North Shore patient identities stolen: DA

Bill San Antonio

A Brooklyn woman was arraigned on Friday on charges that used the identities of several patients at North Shore University Hospital in Manhasset to make purchases worth thousands of dollars at various department store.

Latoya Talbert, 24, was charged in Nassau County Court with felony counts of grand larceny, identity theft and scheme to defraud, and a misdemeanor count of unlawful possession of personal identification, prosecutors said.

“This defendant took advantage of vulnerable hospital patients in a scheme to make thousands of dollars of purchases based on the good credit of others,” Nassau County District Attorney Kathleen Rice said. “Though she tried to evade justice, she will now have to face the consequences of her deceitful actions.” 

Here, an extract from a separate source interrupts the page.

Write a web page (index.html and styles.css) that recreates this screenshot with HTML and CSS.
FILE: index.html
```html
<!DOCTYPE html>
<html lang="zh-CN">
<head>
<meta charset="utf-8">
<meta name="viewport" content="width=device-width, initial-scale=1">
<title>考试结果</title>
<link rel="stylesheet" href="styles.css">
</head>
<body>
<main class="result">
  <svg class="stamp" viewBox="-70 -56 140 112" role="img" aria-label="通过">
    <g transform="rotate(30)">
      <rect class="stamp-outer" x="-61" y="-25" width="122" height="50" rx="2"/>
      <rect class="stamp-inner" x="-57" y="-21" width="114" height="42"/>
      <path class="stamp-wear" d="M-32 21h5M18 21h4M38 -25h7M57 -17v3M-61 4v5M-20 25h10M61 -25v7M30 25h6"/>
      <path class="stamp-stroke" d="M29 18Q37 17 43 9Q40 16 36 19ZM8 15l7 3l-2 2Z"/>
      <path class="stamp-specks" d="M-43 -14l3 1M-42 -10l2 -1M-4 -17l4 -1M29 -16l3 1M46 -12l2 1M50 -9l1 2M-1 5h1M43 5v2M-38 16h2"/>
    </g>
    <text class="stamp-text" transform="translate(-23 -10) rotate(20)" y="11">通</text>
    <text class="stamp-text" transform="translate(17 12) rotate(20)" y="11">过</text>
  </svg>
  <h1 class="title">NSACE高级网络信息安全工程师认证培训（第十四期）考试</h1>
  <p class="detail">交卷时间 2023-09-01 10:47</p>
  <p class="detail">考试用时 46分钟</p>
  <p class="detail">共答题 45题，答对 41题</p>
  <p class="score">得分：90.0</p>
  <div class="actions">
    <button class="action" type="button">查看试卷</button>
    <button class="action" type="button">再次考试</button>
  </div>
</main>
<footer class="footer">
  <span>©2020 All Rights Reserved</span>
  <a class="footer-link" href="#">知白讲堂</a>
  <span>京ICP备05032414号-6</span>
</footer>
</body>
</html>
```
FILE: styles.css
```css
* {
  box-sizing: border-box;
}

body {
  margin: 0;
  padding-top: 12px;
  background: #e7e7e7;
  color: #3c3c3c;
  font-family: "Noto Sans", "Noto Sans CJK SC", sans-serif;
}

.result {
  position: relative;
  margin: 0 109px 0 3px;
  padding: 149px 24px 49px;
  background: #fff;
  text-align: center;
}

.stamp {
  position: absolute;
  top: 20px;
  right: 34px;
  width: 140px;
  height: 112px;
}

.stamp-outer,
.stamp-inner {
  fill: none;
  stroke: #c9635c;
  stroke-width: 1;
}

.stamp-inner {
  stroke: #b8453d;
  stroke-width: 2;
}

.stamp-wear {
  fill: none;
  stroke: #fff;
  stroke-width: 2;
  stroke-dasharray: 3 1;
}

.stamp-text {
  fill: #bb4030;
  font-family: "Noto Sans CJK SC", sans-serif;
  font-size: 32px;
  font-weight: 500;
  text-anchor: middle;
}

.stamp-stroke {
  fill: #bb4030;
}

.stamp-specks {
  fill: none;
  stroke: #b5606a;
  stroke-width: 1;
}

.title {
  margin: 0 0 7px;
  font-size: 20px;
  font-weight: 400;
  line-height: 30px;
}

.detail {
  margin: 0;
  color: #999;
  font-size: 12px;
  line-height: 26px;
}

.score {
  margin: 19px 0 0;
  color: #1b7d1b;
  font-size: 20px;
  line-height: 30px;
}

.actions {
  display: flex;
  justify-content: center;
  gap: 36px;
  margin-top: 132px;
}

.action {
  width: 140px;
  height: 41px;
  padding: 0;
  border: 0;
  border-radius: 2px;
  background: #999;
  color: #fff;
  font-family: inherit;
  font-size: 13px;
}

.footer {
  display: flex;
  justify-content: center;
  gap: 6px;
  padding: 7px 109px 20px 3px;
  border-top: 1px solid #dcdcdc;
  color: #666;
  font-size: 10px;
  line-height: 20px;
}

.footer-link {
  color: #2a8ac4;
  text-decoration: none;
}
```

Talbert was arrested in June 2011 after she was found to have tried to make a purchase at the Bloomingdales store in the Roosevelt Field Mall using a stolen identity, prosecutors said. After failing to appear at a court hearing that September, a warrant was issued for her arrest. 

Talbert last week was arrested in Virginia for an undisclosed traffic violation and was then taken into custody in New York on her arrest warrant, prosecutors said. She was then offered the opportunity to voluntarily appear in court in new York, rather than face extradition there.

Prosecutors said Talbert had been working with an identity theft ring since 2011 that stole the identities of North Shore patients to open instant credit accounts in their names and make purchases at department stores like Macy’s and Target.

Two other people have been convicted in Nassau County for their involvement in the identity theft ring, prosecutors said, while others have in Queens, Manhattan, New Jersey and Connecticut, prosecutors said.